Yeah, and that bug is unrelated to Heartbleed: heartbleed reads beyond the end of an allocation, and allocates a big enough allocation to store all that, and then sends it and frees the allocation. In its own little atom of horrible mishandling of program execution, it's fully consistent except for reading off the end of an allocation. There are no double-frees or use-after-frees causing heartbleed; the entire bug is a memcpy() that's too long.
Although "bug is a memcpy() that's too long" is technically correct (in a way), it's incomplete.
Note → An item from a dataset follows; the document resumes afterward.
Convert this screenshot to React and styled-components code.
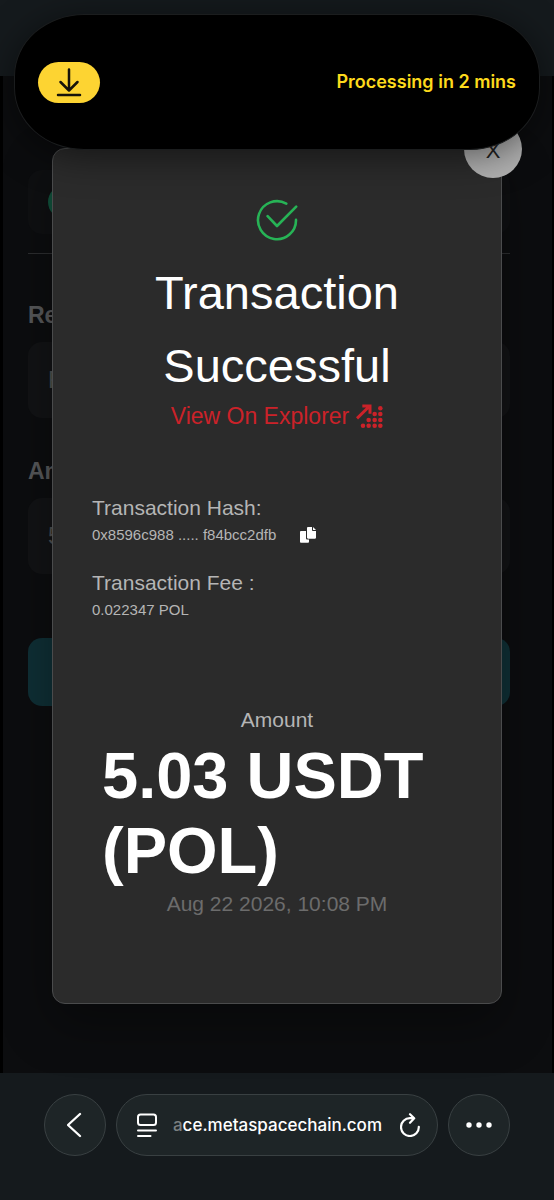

Your lack of understanding of the implication of the "let's reuse that memory we just freed" in the whole heartbleed mess is appaling.
Thus the subverted the OSS benefit on 'many eyeballs" and did so ON SECURITY SOFTWARE.
You can read the code. Hell, a static checker found Heartbleed. That's the many eyeballs.
From that link you keep posting all around: "Coverity did not find the heartbleed bug itself"
... mind commenting ? -
Re:de Raadt
Bitch about this instead. A fucking static checker found heartbleed.
No, it says, "Coverity did not find the heartbleed bug itself", which very clearly means that Coverity did not find Heartbleed. And Coverity themselves confim that Coverity does not detect the problem (though in response, they've added a new heuristic that does detect it, but no word on how the new heuristic affects the false positive rate).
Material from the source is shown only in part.